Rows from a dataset
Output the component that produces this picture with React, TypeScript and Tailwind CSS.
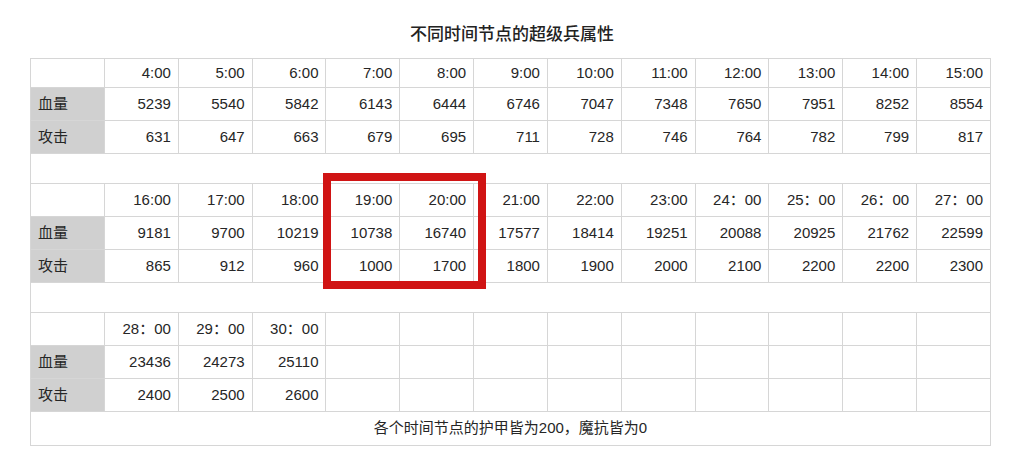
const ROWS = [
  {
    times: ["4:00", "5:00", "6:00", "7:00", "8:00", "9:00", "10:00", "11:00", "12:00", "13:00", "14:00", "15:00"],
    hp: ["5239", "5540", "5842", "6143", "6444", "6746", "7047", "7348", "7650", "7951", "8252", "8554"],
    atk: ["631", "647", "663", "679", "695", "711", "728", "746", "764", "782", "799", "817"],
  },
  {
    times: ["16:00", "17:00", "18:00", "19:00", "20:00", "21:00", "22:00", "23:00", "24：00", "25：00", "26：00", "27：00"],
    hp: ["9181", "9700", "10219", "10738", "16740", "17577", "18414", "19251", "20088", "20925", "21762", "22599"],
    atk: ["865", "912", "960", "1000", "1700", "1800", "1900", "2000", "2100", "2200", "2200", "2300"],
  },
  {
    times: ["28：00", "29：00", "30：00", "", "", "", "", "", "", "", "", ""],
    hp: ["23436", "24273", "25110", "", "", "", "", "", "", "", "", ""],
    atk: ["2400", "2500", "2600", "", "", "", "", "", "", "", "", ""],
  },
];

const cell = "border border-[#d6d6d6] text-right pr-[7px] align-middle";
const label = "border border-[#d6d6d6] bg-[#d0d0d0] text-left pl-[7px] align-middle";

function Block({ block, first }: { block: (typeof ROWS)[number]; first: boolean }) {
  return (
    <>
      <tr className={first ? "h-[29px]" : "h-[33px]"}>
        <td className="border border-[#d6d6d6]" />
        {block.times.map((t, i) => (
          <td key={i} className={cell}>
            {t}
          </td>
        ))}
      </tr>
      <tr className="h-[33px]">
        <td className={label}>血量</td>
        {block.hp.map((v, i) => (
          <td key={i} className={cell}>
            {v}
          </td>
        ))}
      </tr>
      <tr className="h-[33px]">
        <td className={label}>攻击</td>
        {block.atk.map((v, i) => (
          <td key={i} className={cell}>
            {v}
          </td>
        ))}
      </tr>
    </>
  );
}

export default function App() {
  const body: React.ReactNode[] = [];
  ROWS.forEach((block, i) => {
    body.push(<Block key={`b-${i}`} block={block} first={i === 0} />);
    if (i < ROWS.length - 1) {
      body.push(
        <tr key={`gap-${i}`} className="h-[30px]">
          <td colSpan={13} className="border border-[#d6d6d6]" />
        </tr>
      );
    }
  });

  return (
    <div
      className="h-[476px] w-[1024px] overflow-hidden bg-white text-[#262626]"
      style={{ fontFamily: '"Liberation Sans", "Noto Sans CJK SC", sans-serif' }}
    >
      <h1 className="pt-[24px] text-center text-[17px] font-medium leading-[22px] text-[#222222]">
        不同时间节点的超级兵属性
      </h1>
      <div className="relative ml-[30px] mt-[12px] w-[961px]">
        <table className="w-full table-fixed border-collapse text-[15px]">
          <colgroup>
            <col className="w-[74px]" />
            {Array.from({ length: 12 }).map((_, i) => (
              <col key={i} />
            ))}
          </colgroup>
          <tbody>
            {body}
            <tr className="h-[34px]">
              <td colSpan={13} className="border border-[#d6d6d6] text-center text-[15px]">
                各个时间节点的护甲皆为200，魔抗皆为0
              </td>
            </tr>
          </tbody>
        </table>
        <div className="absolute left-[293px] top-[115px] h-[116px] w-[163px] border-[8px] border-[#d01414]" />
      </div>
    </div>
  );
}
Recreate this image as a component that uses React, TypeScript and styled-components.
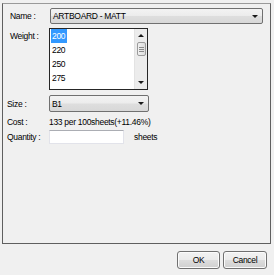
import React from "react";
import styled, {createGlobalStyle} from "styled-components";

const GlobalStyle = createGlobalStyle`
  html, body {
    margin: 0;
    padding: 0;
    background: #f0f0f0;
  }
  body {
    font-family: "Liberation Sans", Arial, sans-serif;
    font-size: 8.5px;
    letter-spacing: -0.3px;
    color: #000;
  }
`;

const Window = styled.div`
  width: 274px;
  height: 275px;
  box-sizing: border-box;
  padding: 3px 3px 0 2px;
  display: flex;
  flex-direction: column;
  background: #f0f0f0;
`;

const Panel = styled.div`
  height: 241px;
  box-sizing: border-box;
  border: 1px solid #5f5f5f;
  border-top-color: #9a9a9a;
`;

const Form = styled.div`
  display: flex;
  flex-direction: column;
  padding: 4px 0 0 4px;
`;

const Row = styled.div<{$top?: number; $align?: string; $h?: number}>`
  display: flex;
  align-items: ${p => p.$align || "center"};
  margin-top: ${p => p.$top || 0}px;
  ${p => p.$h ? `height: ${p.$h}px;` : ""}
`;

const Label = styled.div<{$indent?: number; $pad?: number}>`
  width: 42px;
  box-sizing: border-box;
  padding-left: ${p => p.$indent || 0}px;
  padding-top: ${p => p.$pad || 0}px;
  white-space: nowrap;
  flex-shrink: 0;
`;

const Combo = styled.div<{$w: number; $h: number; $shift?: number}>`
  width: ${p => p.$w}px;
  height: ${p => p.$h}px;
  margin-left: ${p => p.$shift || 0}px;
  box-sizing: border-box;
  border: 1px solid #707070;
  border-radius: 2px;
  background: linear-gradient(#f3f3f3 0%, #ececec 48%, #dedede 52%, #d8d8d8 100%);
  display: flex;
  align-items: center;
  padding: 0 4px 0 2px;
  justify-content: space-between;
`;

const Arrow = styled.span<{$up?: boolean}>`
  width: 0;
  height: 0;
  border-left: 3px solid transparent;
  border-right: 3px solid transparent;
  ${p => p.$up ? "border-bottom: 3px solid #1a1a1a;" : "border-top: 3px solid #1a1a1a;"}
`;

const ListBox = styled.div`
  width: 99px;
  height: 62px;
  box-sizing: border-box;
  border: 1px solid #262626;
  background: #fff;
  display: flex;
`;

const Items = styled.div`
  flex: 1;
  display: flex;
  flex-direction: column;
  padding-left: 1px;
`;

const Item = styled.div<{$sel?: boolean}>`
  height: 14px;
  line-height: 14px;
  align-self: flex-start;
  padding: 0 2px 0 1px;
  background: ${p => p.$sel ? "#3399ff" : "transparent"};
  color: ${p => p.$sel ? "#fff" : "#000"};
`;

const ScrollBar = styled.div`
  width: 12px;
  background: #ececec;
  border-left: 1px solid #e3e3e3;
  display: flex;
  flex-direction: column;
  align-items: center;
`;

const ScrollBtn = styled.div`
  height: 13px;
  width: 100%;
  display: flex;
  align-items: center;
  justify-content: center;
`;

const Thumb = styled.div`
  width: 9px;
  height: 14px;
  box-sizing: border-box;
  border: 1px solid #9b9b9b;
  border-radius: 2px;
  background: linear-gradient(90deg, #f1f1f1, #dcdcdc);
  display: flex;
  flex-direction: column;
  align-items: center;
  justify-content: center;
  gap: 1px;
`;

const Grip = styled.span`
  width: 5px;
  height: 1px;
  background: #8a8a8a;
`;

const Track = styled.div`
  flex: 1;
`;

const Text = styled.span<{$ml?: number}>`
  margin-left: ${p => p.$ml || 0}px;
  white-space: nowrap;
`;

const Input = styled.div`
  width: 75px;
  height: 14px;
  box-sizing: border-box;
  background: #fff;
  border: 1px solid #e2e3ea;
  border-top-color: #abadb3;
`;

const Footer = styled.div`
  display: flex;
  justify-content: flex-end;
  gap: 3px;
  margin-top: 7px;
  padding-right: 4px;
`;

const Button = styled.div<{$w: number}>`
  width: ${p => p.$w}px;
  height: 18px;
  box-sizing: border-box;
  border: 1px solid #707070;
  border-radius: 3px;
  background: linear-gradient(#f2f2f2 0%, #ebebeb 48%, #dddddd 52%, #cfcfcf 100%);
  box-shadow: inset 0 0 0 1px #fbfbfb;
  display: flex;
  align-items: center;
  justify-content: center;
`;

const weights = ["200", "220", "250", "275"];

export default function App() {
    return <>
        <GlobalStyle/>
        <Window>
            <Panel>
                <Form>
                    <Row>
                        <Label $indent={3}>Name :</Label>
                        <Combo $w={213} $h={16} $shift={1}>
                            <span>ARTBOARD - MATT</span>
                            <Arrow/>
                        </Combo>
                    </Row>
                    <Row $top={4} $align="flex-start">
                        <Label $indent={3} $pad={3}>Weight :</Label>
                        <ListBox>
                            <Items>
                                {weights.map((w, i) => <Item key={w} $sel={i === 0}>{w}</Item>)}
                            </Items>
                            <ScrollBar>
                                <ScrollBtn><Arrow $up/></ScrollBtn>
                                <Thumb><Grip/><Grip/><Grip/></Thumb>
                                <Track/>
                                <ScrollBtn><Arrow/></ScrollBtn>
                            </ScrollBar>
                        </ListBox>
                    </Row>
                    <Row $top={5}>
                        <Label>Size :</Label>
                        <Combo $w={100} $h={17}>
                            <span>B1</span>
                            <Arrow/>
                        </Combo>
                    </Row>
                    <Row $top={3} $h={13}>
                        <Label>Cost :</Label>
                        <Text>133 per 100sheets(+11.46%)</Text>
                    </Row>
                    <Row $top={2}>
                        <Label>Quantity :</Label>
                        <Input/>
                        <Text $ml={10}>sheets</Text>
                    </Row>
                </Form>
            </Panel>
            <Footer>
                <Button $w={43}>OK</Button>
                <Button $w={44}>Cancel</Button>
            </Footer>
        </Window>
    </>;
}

PROBLEM TO SOLVE: Collect each line above holding the string "components".

CORRECT RESPONSE:
Recreate this image as a component that uses React, TypeScript and styled-components.
import styled, {createGlobalStyle} from "styled-components";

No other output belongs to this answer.